The recent case of Cambridge Live, which appeared for sentence before Peterborough Magistrates Court on 6th September, brought home the fact that charities are not immune to prosecution for health and safety offences and also that having charitable objectives will not of itself be sufficient to avoid large financial penalties in terms of fines and costs.
The circumstances of the case were that the charity organised a bonfire night celebration which included fairground rides on the 4th November 2015. A cyclist was involved in a collision with a lorry carrying dodgems and as a consequence lost a leg and had to undergo a series of operations. The impact did not end there and understandably she also suffered psychological damage as a result.

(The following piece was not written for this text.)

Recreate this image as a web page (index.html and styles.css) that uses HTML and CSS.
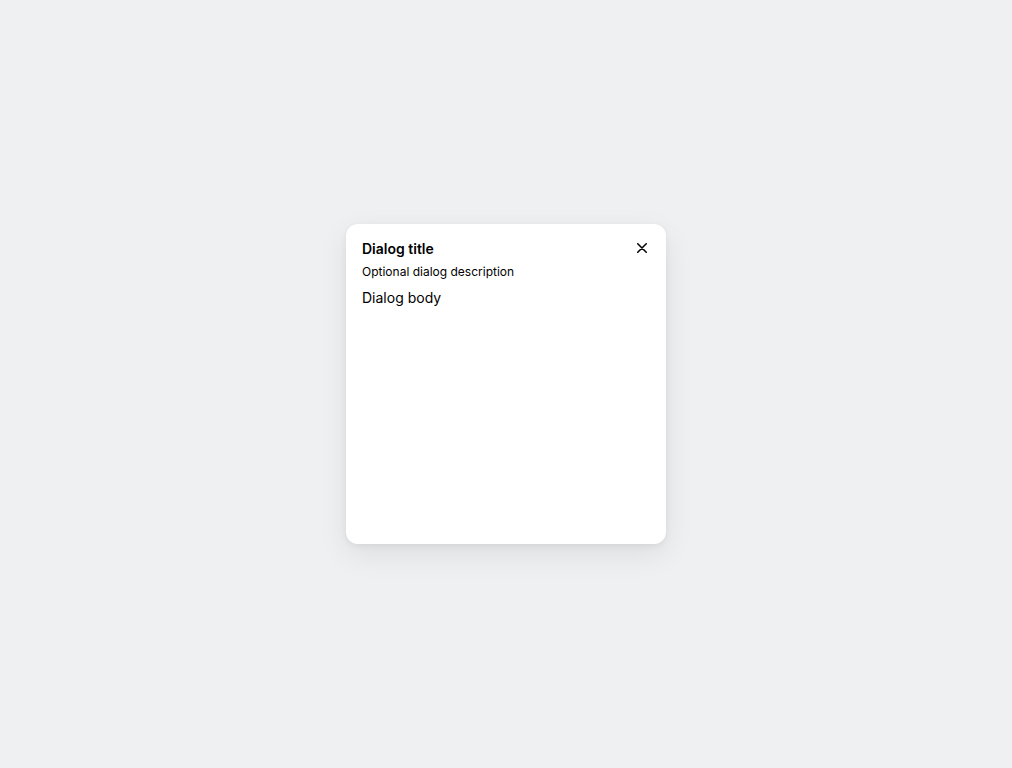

The charity had been set up by Cambridge City Council to run events in Cambridge. The fact that it was a charity did not prevent the imposition of a large fine.
The charity admitted the breach of health and safety law at an early stage which mitigated the penalty they faced. The charity also reviewed its procedures and ensured that in future there was a process for closing footpaths in the area when events were being set-up and taken down. On the 4th November there were no barriers to separate the public from large vehicles which may have been a significant contributory factor to the incident. In health and safety management terms it appeared that any risk assessment that had been undertaken was insufficient.
The charity was prosecuted under s3 Health and Safety at Work etc. Act 1974 for failing in its duty to ensure the health and safety of people affected by their work, and failing to undertake a suitable and sufficient risk assessment contrary to regulation 3 Management of Health and Safety at Work Regulations 1992. Notwithstanding the mitigating features Peterborough Magistrates Court imposed a fine of £30,000 and costs of £6654.37, a substantial amount for any charity to bear but a figure which it is likely was considerably less than the sentencing guidelines. The guidelines, introduced in February 2016 and applicable to all cases sentenced after that time, raised the bar considerably in relation to the level of penalties imposed. The penalties are calculated according to three criteria – culpability, harm and turnover. For an organisation with a turnover of less than £2 million, in circumstances where the culpability is high (which will be the case in most prosecutions) and harm significant a fine of up to £110,000 is within the range of sentencing. The court can take account of the profitability of an organisation and the effect of any penalty on service users and may make a proportionate adjustment as a consequence, but as can be seen in this case that will mitigate a large fine but will not eliminate it.
In this case there was no prosecution of Trustees or Senior Managers but that is always an option where an offence has been committed as a consequence of the consent or connivance of such a person or attributable to neglect on their part. Of course, the sentencing of individuals is in many respects greater than that on corporate entities as it can include the imposition of a prison sentence, although very often in health and safety prosecutions that sentence will be suspended.
In addition, unlike in the case of civil claims for damages it is not possible to insure against any financial penalty so the penalties will come directly from the charity or individual, whichever the case may be. There is also the attendant bad publicity to contend with too, which for some charities can have the most significant impact depending on the circumstances and also the nature of the charity’s objectives.
It is essential that charities have a health and safety policy and a suite of documents from that point downwards to risk assessments and, if appropriate, safe systems of work to ensure compliance. In addition, staff must be given appropriate training and it is also important to remember that any health and safety document is a live document which needs regular review and evaluation. There is no point having documents and systems “in place” that are then ignored.